His leave time worked out nicely. We surprised his sister for her wedding in Springfield over the Memorial Day weekend. We used the travel time to talk. We made it to our hotel and settled in for the night. The next morning, he knocked on her door and she cried, “What, how did you get here?” She needed a make-up redo. It was so worth it. It was a great time with a quick meet and greet with his family. We had also let them in on our little secret of eloping at the courthouse three days later. His mom wasn’t thrilled. We had only invited a few friends to witness our civil ceremony and convinced our parents to sign the marriage certificate. After all, we only needed two witnesses and a judge.
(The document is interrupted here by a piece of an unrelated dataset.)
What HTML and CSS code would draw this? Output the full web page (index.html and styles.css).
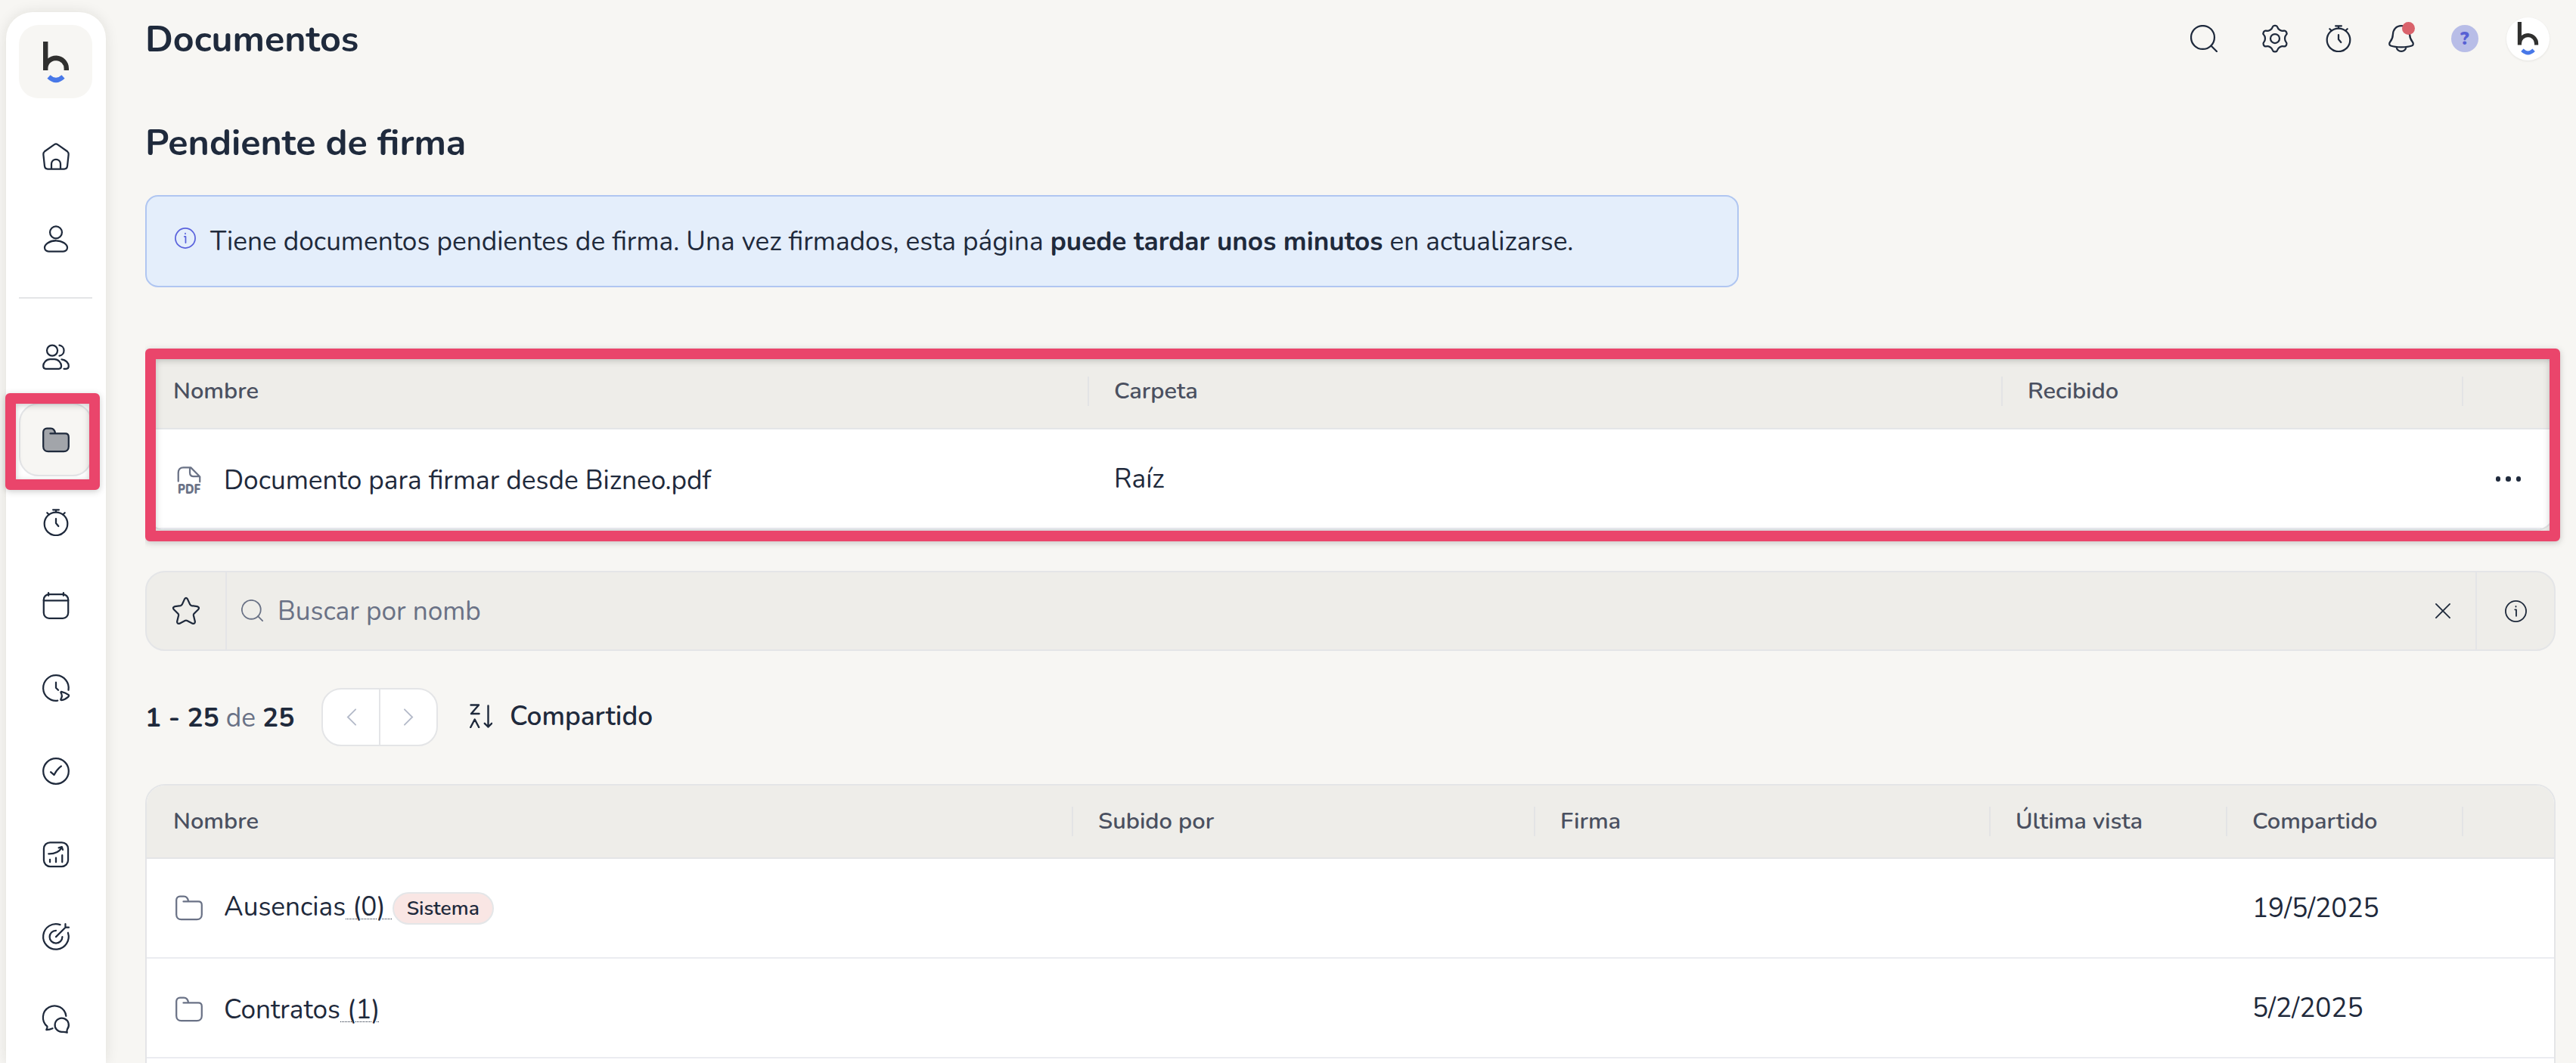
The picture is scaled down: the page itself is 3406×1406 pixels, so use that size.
FILE: index.html
```html
<!DOCTYPE html>
<html lang="es">
<head>
<meta charset="utf-8">
<title>Documentos</title>
<link rel="stylesheet" href="styles.css">
</head>
<body>
<svg width="0" height="0" class="defs" aria-hidden="true">
  <symbol id="folder" viewBox="0 0 24 24"><path d="M7 6.3H20.2c1.8 0 3 1.2 3 3v8.5c0 2.6-1.8 4.3-4.3 4.3H5.1c-2.5 0-4.3-1.7-4.3-4.3V5c0-1.9 1.3-3.2 3.2-3.2h3.4c2.3 0 3.6 1.6 4 4.5"/></symbol>
  <symbol id="stopwatch" viewBox="0 0 24 24"><circle cx="12" cy="13.2" r="10.2"/><path d="M9.4.9h5.2M12 .9v2M4.2 3.5 5.8 5M19.8 3.5 18.2 5M12 8.8v3.9l2.2 2.6"/></symbol>
  <symbol id="info" viewBox="0 0 24 24"><circle cx="12" cy="12" r="11.2"/><path d="M11 10.2h1.4v7M12 6.6v.5"/></symbol>
  <symbol id="search" viewBox="0 0 24 24"><circle cx="11" cy="11" r="10.3"/><path d="m18.3 18.3 5 5"/></symbol>
  <symbol id="brand" viewBox="0 0 36 56"><path d="M4.2 0v38M4.2 38V35.500a14.200 13.700 0 0 1 14.200-13.700 14.200 13.700 0 0 1 13.400 13.700V38" fill="none" stroke="#30302f" stroke-width="6.400"/><path d="M8.500 46.500Q18 55.500 27.500 46.500" fill="none" stroke="#4878e8" stroke-width="6"/></symbol>
</svg>

<nav class="sidebar">
  <div class="logo"><svg class="brand"><use href="#brand"/></svg></div>
  <a class="item"><svg class="icon" viewBox="0 0 24 24"><path d="M10.600 1.400 2 7.500Q.7 8.600.9 10.300L2 20.600Q2.300 23 4.700 23H19.300Q21.700 23 22 20.600L23.100 10.300Q23.300 8.600 22 7.500L13.400 1.400Q12 .5 10.600 1.400ZM8 23V18.500a4 4 0 0 1 8 0V23"/></svg></a>
  <a class="item"><svg class="icon" viewBox="0 0 24 24"><circle cx="12" cy="6.200" r="5.300"/><path d="M12 13.500c5.500 0 10 3.200 10 6.200 0 2-1.500 3.300-3.600 3.300H5.600C3.500 23 2 21.700 2 19.700c0-3 4.500-6.200 10-6.200Z"/></svg></a>
  <hr class="rule">
  <a class="item"><svg class="icon" viewBox="0 0 24 24"><circle cx="8.700" cy="6.400" r="4.700"/><path d="M15 1.800a4.700 4.700 0 0 1 0 9.300M6.800 14h3.900c3.300 0 6 3.200 6 6 0 1.800-.9 2.500-2.200 2.500H3C1.700 22.500.8 21.800.8 20c0-2.800 2.700-6 6-6ZM17 14.200c3.600.4 6.200 3 6.200 6 0 1.600-.9 2.300-2.200 2.300h-2"/></svg></a>
  <a class="item active"><span class="tile"><svg class="icon filled"><use href="#folder"/></svg></span><span class="callout callout-nav"></span></a>
  <a class="item"><svg class="icon"><use href="#stopwatch"/></svg></a>
  <a class="item"><svg class="icon" viewBox="0 0 24 24"><rect x="1.200" y="2" width="21.600" height="21.200" rx="4.800"/><path d="M1.200 7.600h21.600M5.400.7v2.500M18.600.7v2.500"/></svg></a>
  <a class="item"><svg class="icon" viewBox="0 0 24 24"><path d="M23 13.800A11.200 11.200 0 1 0 13.500 23.100M12 7v4.800l2 2M16.700 15.200q3.500.8 6.200 2.700.9.900 0 1.800-2.700 2.500-6.200 3-.8-.3-.3-1.200 1.600-2.600.1-5-.5-1 .2-1.300z"/></svg></a>
  <a class="item"><svg class="icon" viewBox="0 0 24 24"><circle cx="12" cy="12" r="11.200"/><path d="M7.400 12.800 10.300 15.300Q12.600 10.600 16.600 7.600"/></svg></a>
  <a class="item"><svg class="icon" viewBox="0 0 24 24"><rect x="1.300" y="1.500" width="21.400" height="21.200" rx="5.500"/><path d="M5.500 11.600Q13.500 11.800 17 6.200M14.400 6.200 17.200 5.400 18 8M6.700 16.500v2.400M12 15v3.900M17.500 12.800v6.100"/></svg></a>
  <a class="item"><svg class="icon" viewBox="0 0 24 24"><path d="M15.700 1.400A11.200 11.200 0 1 0 22.600 8.500M12 6.500a5.600 5.600 0 1 0 5.600 5.600M12 12.100 20.300 3.800M20.300 3.800V.8M20.300 3.800h3"/></svg></a>
  <a class="item"><svg class="icon" viewBox="0 0 24 24"><path d="M20.900 8.600A10.200 10.200 0 1 0 4.300 17.700Q4.500 19 3.500 20.700 6 20.800 9 19.500M22 20.200A6.100 6.100 0 1 0 17.500 22.600Q20 22.500 21.800 23.200 21.300 21.600 22 20.200Z"/></svg></a>
</nav>

<main class="main">
  <header class="topbar">
    <h1 class="title">Documentos</h1>
    <div class="tools">
      <span class="tool tool-search"><svg class="icon"><use href="#search"/></svg></span>
      <span class="tool"><svg class="icon" viewBox="0 0 24 24"><g transform="translate(12 12)"><path d="M-2.100-10.200Q-1.700-11.500-.4-11.500H.4Q1.700-11.500 2.100-10.200C2.700-8 5.580-6.340 7.780-6.920Q9.110-7.220 9.760-6.100L10.160-5.400Q10.810-4.280 9.880-3.280C8.280-1.660 8.280 1.660 9.880 3.280Q10.810 4.280 10.160 5.400L9.760 6.100Q9.110 7.220 7.780 6.920C5.580 6.340 2.700 8 2.100 10.200Q1.700 11.500.4 11.500H-.4Q-1.700 11.500-2.100 10.200C-2.700 8-5.580 6.340-7.780 6.920Q-9.110 7.220-9.760 6.100L-10.160 5.400Q-10.810 4.280-9.880 3.280C-8.280 1.660-8.280-1.660-9.880-3.280Q-10.810-4.280-10.160-5.400L-9.760-6.100Q-9.110-7.220-7.780-6.920C-5.580-6.340-2.700-8-2.100-10.200Z"/><circle r="4"/></g></svg></span>
      <span class="tool"><svg class="icon"><use href="#stopwatch"/></svg></span>
      <span class="tool"><svg class="icon" viewBox="0 0 24 24"><path d="M12 .8c-4.600 0-7.200 3.300-7.400 7.600-.1 3.400-.9 4.600-2.500 6.600-.9 1.200-.9 2.800.6 3.300 2.800 1 6 1.200 9.300 1.200s6.500-.2 9.300-1.200c1.500-.5 1.500-2.100.6-3.300-1.600-2-2.400-3.200-2.500-6.600C19.200 4.100 16.600.8 12 .8ZM7.600 19.500c.5 2.200 2.200 3.700 4.400 3.700s3.900-1.500 4.400-3.700"/></svg><i class="dot"></i></span>
      <span class="tool"><b class="help">?</b></span>
      <span class="tool"><span class="avatar"><svg class="brand brand-small"><use href="#brand"/></svg></span></span>
    </div>
  </header>

  <h2 class="subtitle">Pendiente de firma</h2>
  <div class="notice">
    <svg class="icon notice-icon"><use href="#info"/></svg>
    <p>Tiene documentos pendientes de firma. Una vez firmados, esta página <b>puede tardar unos minutos</b> en actualizarse.</p>
  </div>

  <section class="pending">
    <div class="table cols-pending">
      <div class="head"><span>Nombre</span><span>Carpeta</span><span>Recibido</span><span></span></div>
      <div class="row">
        <div class="cell name low">
          <svg class="icon soft" viewBox="0 0 24 24"><path d="M2.500 13V5.500C2.500 2.600 4.300.9 7 .9h6.500L21.500 9v4.500M12.700 1v4.500c0 2.100 1.200 3.300 3.300 3.300h5.200"/><text x="2" y="24" textLength="20" lengthAdjust="spacingAndGlyphs" class="pdf">PDF</text></svg>
          <span class="label">Documento para firmar desde Bizneo.pdf</span>
        </div>
        <div class="cell">Raíz</div>
        <div class="cell"></div>
        <div class="cell more"><i></i><i></i><i></i></div>
      </div>
    </div>
    <span class="callout callout-table"></span>
  </section>

  <div class="searchbar">
    <span class="fav"><svg class="icon" viewBox="0 0 24 24"><path d="M10.700 1.600Q12-.5 13.300 1.600L15.500 6.400Q15.900 7.200 16.800 7.400L21.800 8.100Q24.300 8.800 22.700 10.800L19 14.500Q18.500 15.200 18.600 16L19.900 21.300Q20 23.800 17.700 23.100L13 20.700Q12 20.200 11 20.700L6.300 23.100Q4 23.800 4.100 21.300L5.400 16Q5.500 15.200 5 14.500L1.300 10.800Q-.3 8.800 2.200 8.100L7.200 7.400Q8.100 7.200 8.500 6.400Z"/></svg></span>
    <span class="field"><svg class="icon soft thin"><use href="#search"/></svg><span>Buscar por nomb</span></span>
    <svg class="icon clear" viewBox="0 0 22 22"><path d="m1 1 20 20M21 1 1 21"/></svg>
    <span class="hint"><svg class="icon"><use href="#info"/></svg></span>
  </div>

  <div class="pager">
    <span class="range"><b>1 - 25</b> de <b>25</b></span>
    <span class="steps">
      <span><svg viewBox="0 0 14 24"><path d="M13 1 2 12l11 11"/></svg></span>
      <span><svg viewBox="0 0 14 24"><path d="m1 1 11 11L1 23"/></svg></span>
    </span>
    <span class="sort">
      <svg viewBox="0 0 30 32"><path d="M1.500 1.500h10.500L2 13h10.500M1.200 31 6.700 20.500 12.200 31M24.500 2.500v28M19.800 25.800l4.700 4.700 4.700-4.700"/></svg>
      <span>Compartido</span>
    </span>
  </div>

  <div class="table cols-docs">
    <div class="head"><span>Nombre</span><span>Subido por</span><span>Firma</span><span>Última vista</span><span>Compartido</span><span></span></div>
    <div class="row">
      <div class="cell name tagged">
        <svg class="icon soft"><use href="#folder"/></svg>
        <span class="label">Ausencias<span class="count"> (0) </span></span><span class="badge">Sistema</span>
      </div>
      <div class="cell"></div><div class="cell"></div><div class="cell"></div>
      <div class="cell">19/5/2025</div>
      <div class="cell"></div>
    </div>
    <div class="row">
      <div class="cell name low">
        <svg class="icon soft"><use href="#folder"/></svg>
        <span class="label">Contratos<span class="count"> (1)</span></span>
      </div>
      <div class="cell"></div><div class="cell"></div><div class="cell"></div>
      <div class="cell">5/2/2025</div>
      <div class="cell"></div>
    </div>
  </div>
</main>
</body>
</html>
```
FILE: styles.css
```css
* { box-sizing: border-box; }

:root {
  --ink: #1f2a3c;
  --soft: #6a7286;
  --line: #e4e5e7;
  --page: #f7f6f3;
  --shade: #eeede9;
  --pink: #ea456b;
}

body {
  margin: 0;
  height: 1406px;
  overflow: hidden;
  display: flex;
  background: var(--page);
  color: var(--ink);
  font: 400 35.2px/48px Nunito, "Noto Sans", sans-serif;
}

.defs { position: absolute; }

.icon {
  width: 36px;
  height: 36px;
  flex: none;
  display: block;
  overflow: visible;
  fill: none;
  stroke: var(--ink);
  stroke-width: 1.5;
  stroke-linecap: round;
  stroke-linejoin: round;
}
.soft { stroke: var(--soft); }
.filled { fill: #a2a5aa; }

/* Sidebar */
.sidebar {
  flex: none;
  width: 132px;
  height: 1390px;
  margin: 16px 0 0 8px;
  padding: 17px 1px 0 0;
  display: flex;
  flex-direction: column;
  align-items: center;
  background: #fff;
  border-radius: 35px 35px 0 0;
  box-shadow: 0 0 18px rgba(30, 30, 20, .1);
}
.logo {
  width: 97px;
  height: 97px;
  margin-bottom: 22px;
  display: flex;
  justify-content: center;
  padding-top: 22px;
  border-radius: 26px;
  background: var(--page);
}
.brand { width: 36px; height: 56px; display: block; }
.brand-small { width: 29px; height: 45px; }
.item {
  position: relative;
  width: 97px;
  height: 109.6px;
  flex: none;
  display: flex;
  align-items: center;
  justify-content: center;
}
.rule {
  width: 97px;
  height: 2px;
  margin: 22px 0;
  border: 0;
  flex: none;
  background: var(--line);
}
.tile {
  width: 97px;
  height: 97px;
  display: flex;
  align-items: center;
  justify-content: center;
  border: 2px solid var(--line);
  border-radius: 26px;
  background: var(--page);
}

/* Highlight frames drawn over the interface */
.callout {
  position: absolute;
  border: 14px solid var(--pink);
  border-radius: 6px;
  filter: drop-shadow(0 2px 4px rgba(0, 0, 0, .2));
}
.callout-nav { left: -18px; top: -7px; width: 125px; height: 128px; }
.callout-table { left: 0; top: -8px; width: 3193px; height: 255px; }

/* Page */
.main {
  flex: none;
  width: 3206px;
  height: 1406px;
  overflow: clip;
  margin-left: 52px;
  padding-right: 19px;
}
.topbar {
  height: 102px;
  display: flex;
  align-items: center;
  justify-content: space-between;
}
.title, .subtitle {
  margin: 0;
  font-size: 48.4px;
  line-height: 66px;
  font-weight: 700;
}
.title { padding-top: 2px; }
.subtitle { margin: 54px 0 36px; }
.tools { display: flex; margin-right: -5px; }
.tool {
  position: relative;
  width: 83.5px;
  height: 60px;
  display: flex;
  align-items: center;
  justify-content: center;
}
.tool-search { margin-right: 11px; }
.dot {
  position: absolute;
  left: 42px;
  top: 8px;
  width: 17px;
  height: 17px;
  border-radius: 50%;
  background: #d9626b;
}
.help {
  width: 36px;
  height: 36px;
  border-radius: 50%;
  background: #b8bde7;
  color: #5761d4;
  font-size: 24px;
  line-height: 37px;
  font-weight: 900;
  text-align: center;
}
.avatar {
  width: 57px;
  height: 57px;
  display: flex;
  justify-content: center;
  padding-top: 6px;
  border-radius: 50%;
  background: #fff;
  box-shadow: 0 1px 3px rgba(0, 0, 0, .08);
}

.notice {
  width: 2107px;
  height: 122px;
  padding-left: 37px;
  display: flex;
  align-items: center;
  gap: 19px;
  border: 2px solid #b0c6f1;
  border-radius: 17px;
  background: #e4eefb;
}
.notice p { margin: 0; }
.notice-icon {
  width: 28px;
  height: 28px;
  margin-bottom: 9px;
  stroke: #5a63dd;
}

/* Tables */
.table {
  width: 3187px;
  overflow: hidden;
  border: 2px solid var(--line);
  border-radius: 26px;
  background: #fff;
}
.cols-docs {
  height: 400px;
  border-radius: 26px 26px 0 0;
}
.head, .row { display: grid; }
.cols-pending > div { grid-template-columns: 1245px 1208px 609px 1fr; }
.cols-docs > div { grid-template-columns: 1224px 611px 602px 313px 312px 1fr; }
.head {
  height: 97px;
  border-bottom: 2px solid var(--line);
  background: var(--shade);
  color: #4a5060;
  font-size: 30.8px;
  font-weight: 600;
}
.head span {
  display: flex;
  align-items: center;
  padding-bottom: 1px;
}
.cols-pending .head span { padding-bottom: 3px; }
.head span:first-child { padding-left: 35px; }
.head span + span::before {
  content: "";
  width: 2px;
  height: 39px;
  margin: 0 33px 0 -1px;
  background: #e3e4e5;
}
.row { height: 132px; border-bottom: 2px solid #ebecf1; }
.cell {
  display: flex;
  align-items: center;
  padding-left: 34px;
}
.name { padding-left: 38px; }
.name .label { margin-left: 28px; white-space: pre; }
.low { padding-top: 3px; }
.tagged .label { margin-bottom: 5px; }
.count {
  text-decoration: underline dotted 1px;
  text-underline-offset: 4px;
}
.badge {
  height: 43px;
  padding: 0 17px;
  border: 2px solid #e4e6e8;
  border-radius: 22px;
  background: #f9e6e4;
  font-size: 26.4px;
  line-height: 39px;
  font-weight: 600;
}
.pdf {
  font-size: 11.500px;
  font-weight: 900;
  fill: var(--soft);
  stroke: none;
}
.more {
  gap: 7px;
  padding: 1px 0 0 44px;
}
.more i {
  width: 6.400px;
  height: 6.400px;
  border-radius: 50%;
  background: var(--ink);
}

.pending { position: relative; margin: 89px 0 53px; }

/* Search */
.searchbar {
  height: 106px;
  display: flex;
  align-items: center;
  border: 2px solid var(--line);
  border-radius: 26px;
  background: var(--shade);
}
.fav, .hint {
  align-self: stretch;
  display: flex;
  align-items: center;
  justify-content: center;
}
.fav { width: 106px; border-right: 2px solid var(--line); }
.hint { width: 104px; border-left: 2px solid var(--line); }
.hint .icon { width: 29px; height: 29px; }
.field {
  flex: 1;
  display: flex;
  align-items: center;
  gap: 19px;
  padding: 0 0 1px 19px;
  color: var(--soft);
}
.field .icon { width: 29px; height: 29px; }
.clear { width: 20px; height: 20px; margin-right: 33px; stroke-width: 2; }

/* Pagination and sorting */
.pager {
  height: 77px;
  margin: 49px 0 50px;
  display: flex;
  align-items: center;
}
.range { width: 233px; color: var(--soft); }
.range b { color: var(--ink); }
.steps {
  width: 154px;
  height: 77px;
  display: flex;
  border: 2px solid var(--line);
  border-radius: 26px;
  background: #fff;
}
.steps span {
  width: 74px;
  display: flex;
  align-items: center;
  justify-content: center;
}
.steps span + span { width: 76px; border-left: 2px solid var(--line); }
.steps svg {
  width: 13px;
  height: 23px;
  fill: none;
  stroke: #b4bac9;
  stroke-width: 2;
  stroke-linecap: round;
}
.sort {
  display: flex;
  align-items: center;
  gap: 23px;
  margin: 0 0 4px 42px;
  font-weight: 600;
}
.sort svg {
  width: 30px;
  height: 32px;
  fill: none;
  stroke: var(--ink);
  stroke-width: 2.400;
  stroke-linecap: round;
  stroke-linejoin: round;
}
```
We stood in the middle of the courtroom with the judge and did our thing. My Mr. Right and I stood there, with eyes locked on each other. In just a few minutes, we became Mr. & Mrs. Right. Instead of a reception or honeymoon, we had a luncheon to celebrate. We were happy and the girls were ecstatic to finally have a dad. Then we headed home and worked in the yard. He started rearranging everything. I admit, organization isn’t a strong point for me. The time we had during his leave was short and sweet, to say the least.

When I dropped him off at the airport the second time, it wasn’t as hard. It was different. We were married. That made some things easier, but others harder. We still really didn’t know what our journey would entail. It didn’t really matter anymore. We had unexpectedly found each other and are now six years into it.